WRITTEN INSTRUCTION - Collect every line below that contains the word "this".

INPUT DATA -
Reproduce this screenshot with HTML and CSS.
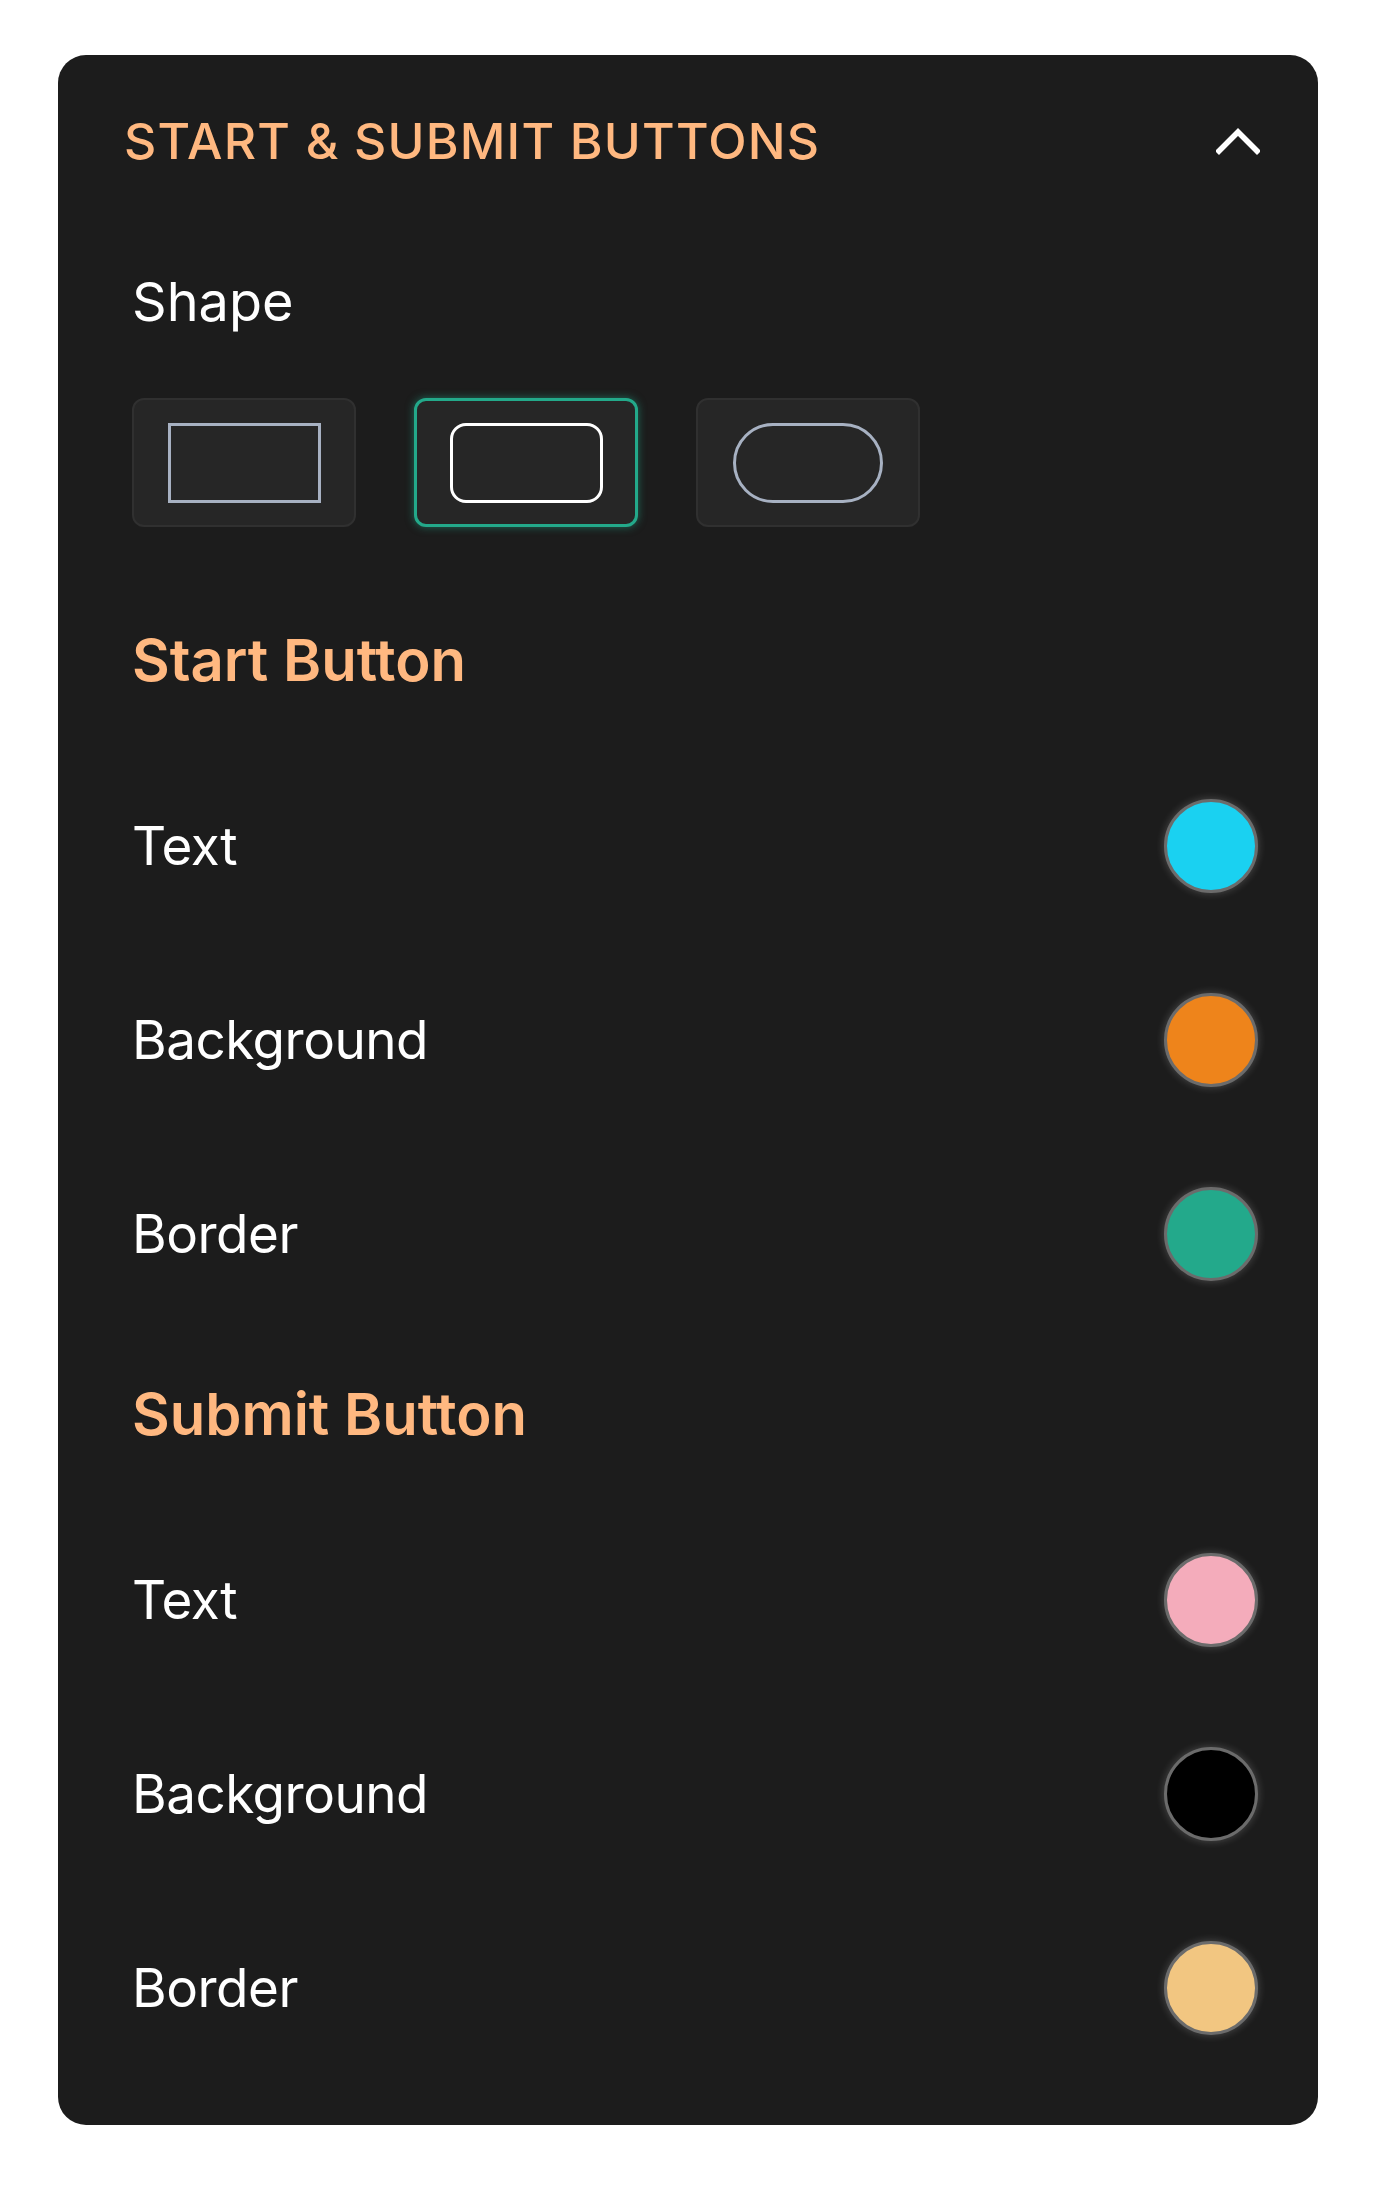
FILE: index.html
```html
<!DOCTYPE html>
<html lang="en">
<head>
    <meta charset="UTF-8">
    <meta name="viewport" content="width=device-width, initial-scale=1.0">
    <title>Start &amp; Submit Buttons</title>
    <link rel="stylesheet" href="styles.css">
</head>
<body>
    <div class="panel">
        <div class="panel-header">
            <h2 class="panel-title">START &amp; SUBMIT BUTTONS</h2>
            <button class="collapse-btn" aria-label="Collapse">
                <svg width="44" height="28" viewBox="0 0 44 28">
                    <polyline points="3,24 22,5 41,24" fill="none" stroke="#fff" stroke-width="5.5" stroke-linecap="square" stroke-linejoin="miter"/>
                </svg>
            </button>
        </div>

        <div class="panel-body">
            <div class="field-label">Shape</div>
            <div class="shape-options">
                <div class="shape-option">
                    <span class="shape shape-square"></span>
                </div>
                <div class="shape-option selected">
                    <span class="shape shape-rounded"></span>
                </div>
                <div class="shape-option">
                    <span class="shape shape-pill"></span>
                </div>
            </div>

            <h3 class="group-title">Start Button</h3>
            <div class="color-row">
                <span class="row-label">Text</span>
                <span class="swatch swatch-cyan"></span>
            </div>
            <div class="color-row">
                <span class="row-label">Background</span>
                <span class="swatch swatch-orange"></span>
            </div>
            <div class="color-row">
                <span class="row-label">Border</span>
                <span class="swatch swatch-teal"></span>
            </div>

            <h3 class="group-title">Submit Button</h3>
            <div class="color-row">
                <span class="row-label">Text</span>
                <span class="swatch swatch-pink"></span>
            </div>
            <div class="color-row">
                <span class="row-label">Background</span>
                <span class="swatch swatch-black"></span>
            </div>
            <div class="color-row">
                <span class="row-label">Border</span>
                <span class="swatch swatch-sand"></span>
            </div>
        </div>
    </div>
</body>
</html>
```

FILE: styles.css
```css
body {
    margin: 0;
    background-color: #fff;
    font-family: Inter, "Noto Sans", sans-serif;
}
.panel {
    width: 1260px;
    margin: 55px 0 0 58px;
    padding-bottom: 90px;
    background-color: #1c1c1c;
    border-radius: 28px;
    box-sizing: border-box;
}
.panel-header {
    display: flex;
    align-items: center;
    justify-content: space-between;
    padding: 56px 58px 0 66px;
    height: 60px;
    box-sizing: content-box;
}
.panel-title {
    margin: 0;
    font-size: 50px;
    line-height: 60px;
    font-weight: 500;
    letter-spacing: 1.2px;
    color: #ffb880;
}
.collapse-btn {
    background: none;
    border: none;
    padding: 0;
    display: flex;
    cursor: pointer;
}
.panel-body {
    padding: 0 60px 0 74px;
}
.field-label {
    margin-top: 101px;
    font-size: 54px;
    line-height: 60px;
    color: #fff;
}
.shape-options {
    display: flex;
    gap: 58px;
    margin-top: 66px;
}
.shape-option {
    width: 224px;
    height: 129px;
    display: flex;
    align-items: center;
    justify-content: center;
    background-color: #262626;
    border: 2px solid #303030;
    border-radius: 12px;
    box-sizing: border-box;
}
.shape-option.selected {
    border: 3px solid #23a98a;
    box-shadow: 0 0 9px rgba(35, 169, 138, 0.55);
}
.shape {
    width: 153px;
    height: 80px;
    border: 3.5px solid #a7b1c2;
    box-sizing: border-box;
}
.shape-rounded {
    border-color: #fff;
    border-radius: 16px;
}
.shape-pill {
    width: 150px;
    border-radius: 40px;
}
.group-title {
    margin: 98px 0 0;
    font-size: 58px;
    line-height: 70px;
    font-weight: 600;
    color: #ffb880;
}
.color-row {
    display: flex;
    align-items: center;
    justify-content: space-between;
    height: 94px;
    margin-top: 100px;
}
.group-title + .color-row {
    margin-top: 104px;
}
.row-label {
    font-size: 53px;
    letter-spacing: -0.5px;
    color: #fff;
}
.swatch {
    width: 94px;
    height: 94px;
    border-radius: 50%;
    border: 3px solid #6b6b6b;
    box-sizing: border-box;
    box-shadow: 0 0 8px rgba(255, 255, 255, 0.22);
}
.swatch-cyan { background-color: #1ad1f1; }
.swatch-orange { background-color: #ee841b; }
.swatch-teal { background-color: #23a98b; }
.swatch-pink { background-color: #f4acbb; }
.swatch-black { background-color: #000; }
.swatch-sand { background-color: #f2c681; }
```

...

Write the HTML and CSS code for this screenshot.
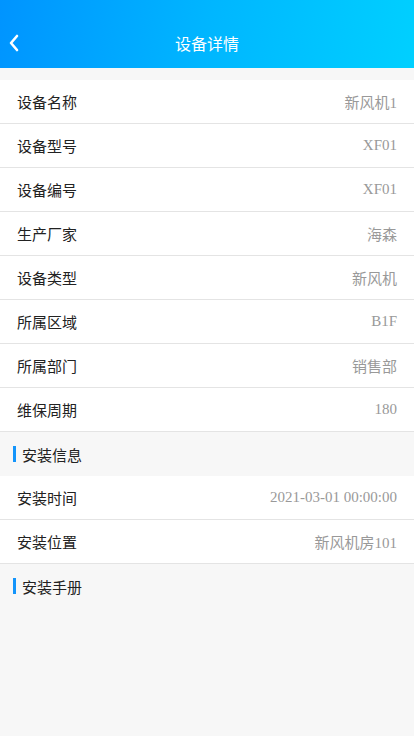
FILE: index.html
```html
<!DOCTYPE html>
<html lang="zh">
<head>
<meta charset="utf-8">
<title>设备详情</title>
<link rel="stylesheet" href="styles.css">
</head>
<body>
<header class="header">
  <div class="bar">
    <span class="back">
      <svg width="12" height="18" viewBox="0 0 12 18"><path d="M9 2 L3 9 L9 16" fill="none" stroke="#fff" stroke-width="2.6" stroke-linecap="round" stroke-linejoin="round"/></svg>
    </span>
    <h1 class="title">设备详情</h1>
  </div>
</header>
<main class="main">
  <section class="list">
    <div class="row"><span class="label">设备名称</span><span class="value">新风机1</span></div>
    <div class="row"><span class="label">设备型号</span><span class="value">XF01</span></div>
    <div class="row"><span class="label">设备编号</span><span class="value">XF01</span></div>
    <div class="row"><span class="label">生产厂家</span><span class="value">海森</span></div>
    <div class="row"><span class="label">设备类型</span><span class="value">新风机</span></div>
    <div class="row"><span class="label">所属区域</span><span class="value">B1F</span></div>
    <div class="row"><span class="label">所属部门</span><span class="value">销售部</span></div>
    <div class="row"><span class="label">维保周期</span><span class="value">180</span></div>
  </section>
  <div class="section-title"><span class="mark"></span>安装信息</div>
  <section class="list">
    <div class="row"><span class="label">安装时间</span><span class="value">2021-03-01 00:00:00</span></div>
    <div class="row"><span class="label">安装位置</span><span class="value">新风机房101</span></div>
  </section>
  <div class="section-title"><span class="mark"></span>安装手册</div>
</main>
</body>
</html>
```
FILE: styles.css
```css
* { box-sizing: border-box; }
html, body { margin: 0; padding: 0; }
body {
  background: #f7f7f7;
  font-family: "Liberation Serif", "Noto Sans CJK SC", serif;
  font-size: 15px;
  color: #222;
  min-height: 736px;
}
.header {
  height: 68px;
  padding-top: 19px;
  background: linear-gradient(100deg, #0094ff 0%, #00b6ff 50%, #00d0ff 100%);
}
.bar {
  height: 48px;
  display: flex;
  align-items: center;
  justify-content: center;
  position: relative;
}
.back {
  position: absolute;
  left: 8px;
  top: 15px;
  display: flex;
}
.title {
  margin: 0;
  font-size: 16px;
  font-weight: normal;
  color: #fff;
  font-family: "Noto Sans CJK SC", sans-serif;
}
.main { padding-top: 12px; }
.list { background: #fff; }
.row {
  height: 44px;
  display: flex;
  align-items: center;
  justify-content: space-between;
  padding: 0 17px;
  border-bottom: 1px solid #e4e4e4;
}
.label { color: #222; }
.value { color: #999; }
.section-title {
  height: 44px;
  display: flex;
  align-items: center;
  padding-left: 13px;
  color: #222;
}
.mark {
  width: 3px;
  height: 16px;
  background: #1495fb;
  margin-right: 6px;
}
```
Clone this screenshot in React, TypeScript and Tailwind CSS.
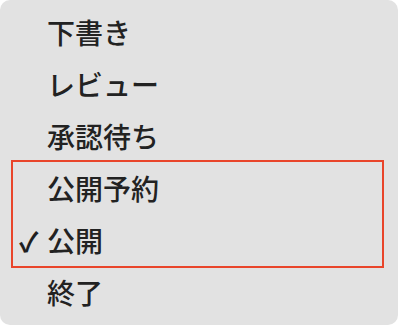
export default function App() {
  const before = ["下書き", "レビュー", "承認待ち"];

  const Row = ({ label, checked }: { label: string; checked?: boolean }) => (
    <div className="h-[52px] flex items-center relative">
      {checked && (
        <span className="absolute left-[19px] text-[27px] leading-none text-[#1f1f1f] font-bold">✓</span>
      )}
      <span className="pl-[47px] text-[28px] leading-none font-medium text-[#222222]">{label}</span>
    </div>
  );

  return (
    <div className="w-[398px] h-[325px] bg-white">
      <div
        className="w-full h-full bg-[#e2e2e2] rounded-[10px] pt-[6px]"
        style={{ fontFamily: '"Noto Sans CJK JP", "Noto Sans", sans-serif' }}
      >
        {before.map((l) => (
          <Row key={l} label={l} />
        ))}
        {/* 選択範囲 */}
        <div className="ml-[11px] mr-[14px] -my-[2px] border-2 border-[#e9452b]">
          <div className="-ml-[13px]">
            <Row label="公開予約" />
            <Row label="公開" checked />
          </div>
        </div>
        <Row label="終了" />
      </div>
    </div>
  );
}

TASK SOLUTION -
Reproduce this screenshot with HTML and CSS.
Write the HTML and CSS code for this screenshot.
Clone this screenshot in React, TypeScript and Tailwind CSS.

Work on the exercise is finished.